## WHAT IS REQUIRED
Drop the pictures and give back word for word the lines from the line holding "Rebuild this screenshot" to the line holding "const [speed, setSpeed]", both included.

━━━━━━━━━━

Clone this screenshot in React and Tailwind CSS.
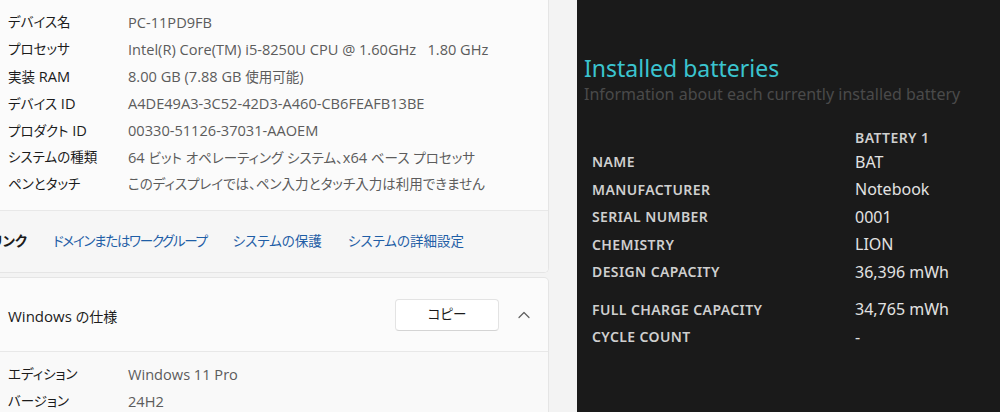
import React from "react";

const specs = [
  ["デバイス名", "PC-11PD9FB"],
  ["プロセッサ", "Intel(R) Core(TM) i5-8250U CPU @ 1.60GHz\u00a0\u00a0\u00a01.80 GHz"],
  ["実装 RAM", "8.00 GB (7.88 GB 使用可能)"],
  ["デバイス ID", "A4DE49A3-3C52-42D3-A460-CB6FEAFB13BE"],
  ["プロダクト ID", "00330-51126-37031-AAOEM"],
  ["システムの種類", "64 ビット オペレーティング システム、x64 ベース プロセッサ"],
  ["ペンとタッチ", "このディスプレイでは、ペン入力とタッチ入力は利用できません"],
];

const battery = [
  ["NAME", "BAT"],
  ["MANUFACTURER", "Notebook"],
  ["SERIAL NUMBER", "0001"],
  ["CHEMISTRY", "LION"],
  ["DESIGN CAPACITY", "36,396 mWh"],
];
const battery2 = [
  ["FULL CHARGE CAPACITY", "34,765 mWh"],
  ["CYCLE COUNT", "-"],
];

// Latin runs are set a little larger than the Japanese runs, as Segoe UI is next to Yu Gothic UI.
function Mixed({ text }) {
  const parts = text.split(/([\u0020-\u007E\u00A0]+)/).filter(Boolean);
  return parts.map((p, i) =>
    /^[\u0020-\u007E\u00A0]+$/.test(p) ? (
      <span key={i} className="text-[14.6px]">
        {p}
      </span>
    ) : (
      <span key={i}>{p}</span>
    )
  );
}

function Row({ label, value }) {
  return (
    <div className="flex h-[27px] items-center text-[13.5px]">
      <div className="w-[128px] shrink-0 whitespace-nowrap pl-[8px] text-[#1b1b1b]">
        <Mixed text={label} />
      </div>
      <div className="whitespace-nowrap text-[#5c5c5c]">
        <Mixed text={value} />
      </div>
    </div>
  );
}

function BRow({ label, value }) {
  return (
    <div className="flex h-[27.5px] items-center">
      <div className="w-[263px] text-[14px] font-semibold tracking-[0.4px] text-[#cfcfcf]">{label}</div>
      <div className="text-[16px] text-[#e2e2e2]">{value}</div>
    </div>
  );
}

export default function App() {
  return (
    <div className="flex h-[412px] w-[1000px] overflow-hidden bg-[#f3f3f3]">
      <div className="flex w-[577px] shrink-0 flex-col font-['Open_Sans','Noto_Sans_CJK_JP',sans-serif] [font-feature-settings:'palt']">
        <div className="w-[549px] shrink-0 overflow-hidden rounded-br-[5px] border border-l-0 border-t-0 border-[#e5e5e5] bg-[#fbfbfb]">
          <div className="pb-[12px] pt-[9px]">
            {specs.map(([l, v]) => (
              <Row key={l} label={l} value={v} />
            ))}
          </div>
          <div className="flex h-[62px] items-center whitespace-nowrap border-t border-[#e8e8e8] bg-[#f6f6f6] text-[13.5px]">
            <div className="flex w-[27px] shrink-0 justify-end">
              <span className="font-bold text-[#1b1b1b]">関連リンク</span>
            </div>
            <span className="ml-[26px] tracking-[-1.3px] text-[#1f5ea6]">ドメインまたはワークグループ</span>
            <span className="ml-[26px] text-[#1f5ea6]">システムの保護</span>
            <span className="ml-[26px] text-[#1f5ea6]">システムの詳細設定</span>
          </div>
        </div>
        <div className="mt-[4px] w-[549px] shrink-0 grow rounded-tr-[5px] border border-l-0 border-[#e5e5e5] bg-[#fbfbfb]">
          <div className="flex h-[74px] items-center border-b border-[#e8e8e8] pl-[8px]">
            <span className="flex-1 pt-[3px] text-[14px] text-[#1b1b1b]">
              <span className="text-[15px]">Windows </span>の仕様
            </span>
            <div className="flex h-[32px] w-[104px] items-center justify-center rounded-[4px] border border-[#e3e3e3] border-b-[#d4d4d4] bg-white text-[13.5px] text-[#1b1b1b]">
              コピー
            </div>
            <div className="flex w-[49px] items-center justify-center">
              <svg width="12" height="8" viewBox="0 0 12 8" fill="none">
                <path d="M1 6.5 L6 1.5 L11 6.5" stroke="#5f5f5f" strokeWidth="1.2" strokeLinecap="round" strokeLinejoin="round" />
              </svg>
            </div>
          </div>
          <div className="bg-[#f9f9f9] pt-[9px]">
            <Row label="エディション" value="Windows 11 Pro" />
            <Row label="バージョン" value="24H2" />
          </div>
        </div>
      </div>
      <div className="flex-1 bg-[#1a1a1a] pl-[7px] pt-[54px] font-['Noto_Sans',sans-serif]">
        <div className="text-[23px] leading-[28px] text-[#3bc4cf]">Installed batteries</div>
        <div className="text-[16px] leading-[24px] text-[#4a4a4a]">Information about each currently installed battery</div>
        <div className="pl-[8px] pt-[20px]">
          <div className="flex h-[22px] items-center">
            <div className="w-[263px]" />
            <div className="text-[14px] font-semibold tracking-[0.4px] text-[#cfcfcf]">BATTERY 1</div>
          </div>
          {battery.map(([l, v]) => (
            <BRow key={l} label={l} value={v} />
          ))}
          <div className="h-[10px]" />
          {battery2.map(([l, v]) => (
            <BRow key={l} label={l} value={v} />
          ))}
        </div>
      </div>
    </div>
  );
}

━━━━━━━━━━

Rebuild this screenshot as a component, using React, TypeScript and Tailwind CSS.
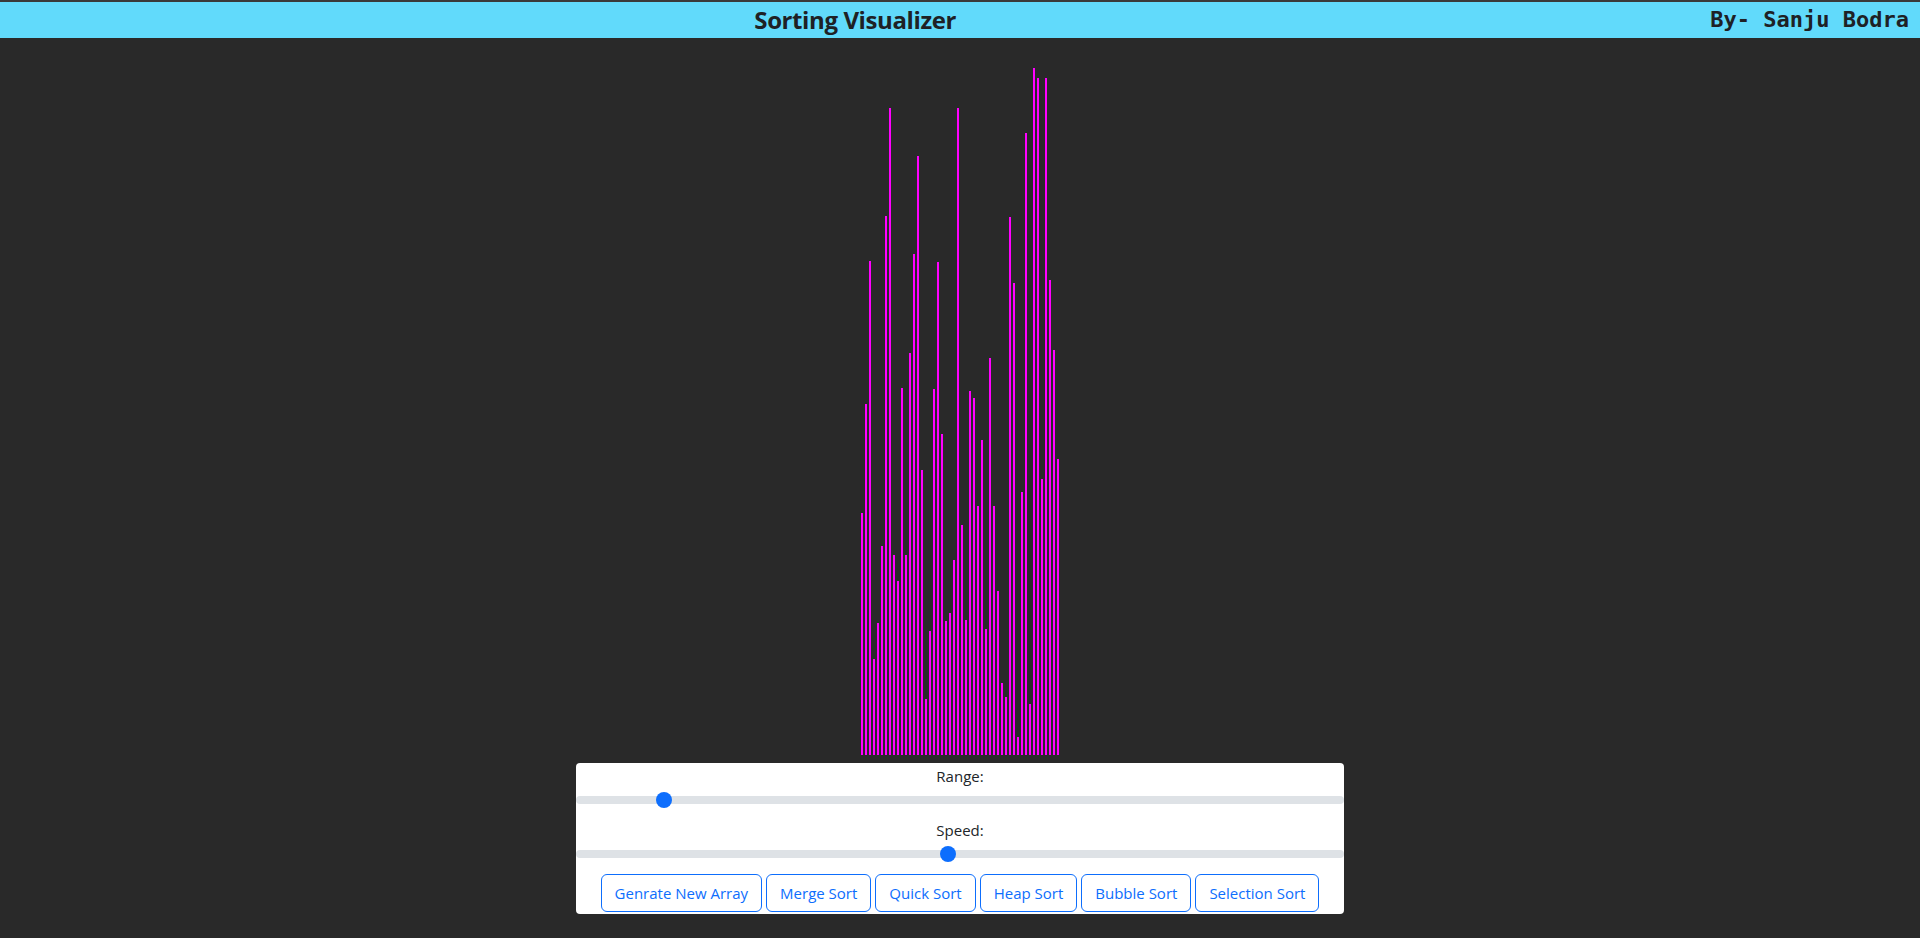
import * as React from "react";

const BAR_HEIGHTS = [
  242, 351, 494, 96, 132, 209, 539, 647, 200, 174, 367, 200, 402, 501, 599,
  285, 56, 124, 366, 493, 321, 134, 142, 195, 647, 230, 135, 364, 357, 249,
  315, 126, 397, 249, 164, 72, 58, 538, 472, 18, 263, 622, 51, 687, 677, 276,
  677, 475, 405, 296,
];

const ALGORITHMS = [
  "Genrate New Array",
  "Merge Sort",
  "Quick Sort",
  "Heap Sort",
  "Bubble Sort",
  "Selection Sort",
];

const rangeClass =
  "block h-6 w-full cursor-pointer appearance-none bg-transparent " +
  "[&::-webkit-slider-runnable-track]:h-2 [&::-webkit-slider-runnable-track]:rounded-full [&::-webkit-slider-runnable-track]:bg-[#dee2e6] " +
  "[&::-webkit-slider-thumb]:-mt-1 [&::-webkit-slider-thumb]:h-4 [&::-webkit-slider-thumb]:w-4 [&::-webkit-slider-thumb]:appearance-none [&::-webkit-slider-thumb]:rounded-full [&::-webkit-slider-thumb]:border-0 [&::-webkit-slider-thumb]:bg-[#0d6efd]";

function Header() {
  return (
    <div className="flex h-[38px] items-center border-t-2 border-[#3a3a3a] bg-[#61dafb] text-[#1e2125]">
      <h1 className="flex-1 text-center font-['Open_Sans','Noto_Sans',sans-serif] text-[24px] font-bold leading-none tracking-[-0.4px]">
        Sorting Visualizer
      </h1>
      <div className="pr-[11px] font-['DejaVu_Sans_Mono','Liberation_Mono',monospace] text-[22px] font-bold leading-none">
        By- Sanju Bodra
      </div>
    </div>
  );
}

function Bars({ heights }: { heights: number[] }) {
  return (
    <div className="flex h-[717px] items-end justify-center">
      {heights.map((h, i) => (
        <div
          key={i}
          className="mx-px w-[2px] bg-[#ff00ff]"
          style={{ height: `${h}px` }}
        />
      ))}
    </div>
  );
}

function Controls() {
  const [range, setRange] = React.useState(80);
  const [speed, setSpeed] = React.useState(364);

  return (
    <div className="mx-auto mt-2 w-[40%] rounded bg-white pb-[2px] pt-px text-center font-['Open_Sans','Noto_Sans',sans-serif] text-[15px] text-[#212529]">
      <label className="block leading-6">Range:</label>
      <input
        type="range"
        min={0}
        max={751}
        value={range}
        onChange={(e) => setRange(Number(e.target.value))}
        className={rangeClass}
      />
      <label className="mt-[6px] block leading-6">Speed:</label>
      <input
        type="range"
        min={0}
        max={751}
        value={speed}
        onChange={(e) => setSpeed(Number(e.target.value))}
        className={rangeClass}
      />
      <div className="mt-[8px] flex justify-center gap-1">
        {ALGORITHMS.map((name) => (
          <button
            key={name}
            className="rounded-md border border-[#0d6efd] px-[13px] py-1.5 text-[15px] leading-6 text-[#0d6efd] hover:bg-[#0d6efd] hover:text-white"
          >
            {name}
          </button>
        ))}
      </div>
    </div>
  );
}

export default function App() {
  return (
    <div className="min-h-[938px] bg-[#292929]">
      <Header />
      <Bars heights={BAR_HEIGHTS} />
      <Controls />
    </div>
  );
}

━━━━━━━━━━

## TASK ANSWER
Rebuild this screenshot as a component, using React, TypeScript and Tailwind CSS.
import * as React from "react";

const BAR_HEIGHTS = [
  242, 351, 494, 96, 132, 209, 539, 647, 200, 174, 367, 200, 402, 501, 599,
  285, 56, 124, 366, 493, 321, 134, 142, 195, 647, 230, 135, 364, 357, 249,
  315, 126, 397, 249, 164, 72, 58, 538, 472, 18, 263, 622, 51, 687, 677, 276,
  677, 475, 405, 296,
];

const ALGORITHMS = [
  "Genrate New Array",
  "Merge Sort",
  "Quick Sort",
  "Heap Sort",
  "Bubble Sort",
  "Selection Sort",
];

const rangeClass =
  "block h-6 w-full cursor-pointer appearance-none bg-transparent " +
  "[&::-webkit-slider-runnable-track]:h-2 [&::-webkit-slider-runnable-track]:rounded-full [&::-webkit-slider-runnable-track]:bg-[#dee2e6] " +
  "[&::-webkit-slider-thumb]:-mt-1 [&::-webkit-slider-thumb]:h-4 [&::-webkit-slider-thumb]:w-4 [&::-webkit-slider-thumb]:appearance-none [&::-webkit-slider-thumb]:rounded-full [&::-webkit-slider-thumb]:border-0 [&::-webkit-slider-thumb]:bg-[#0d6efd]";

function Header() {
  return (
    <div className="flex h-[38px] items-center border-t-2 border-[#3a3a3a] bg-[#61dafb] text-[#1e2125]">
      <h1 className="flex-1 text-center font-['Open_Sans','Noto_Sans',sans-serif] text-[24px] font-bold leading-none tracking-[-0.4px]">
        Sorting Visualizer
      </h1>
      <div className="pr-[11px] font-['DejaVu_Sans_Mono','Liberation_Mono',monospace] text-[22px] font-bold leading-none">
        By- Sanju Bodra
      </div>
    </div>
  );
}

function Bars({ heights }: { heights: number[] }) {
  return (
    <div className="flex h-[717px] items-end justify-center">
      {heights.map((h, i) => (
        <div
          key={i}
          className="mx-px w-[2px] bg-[#ff00ff]"
          style={{ height: `${h}px` }}
        />
      ))}
    </div>
  );
}

function Controls() {
  const [range, setRange] = React.useState(80);
  const [speed, setSpeed] = React.useState(364);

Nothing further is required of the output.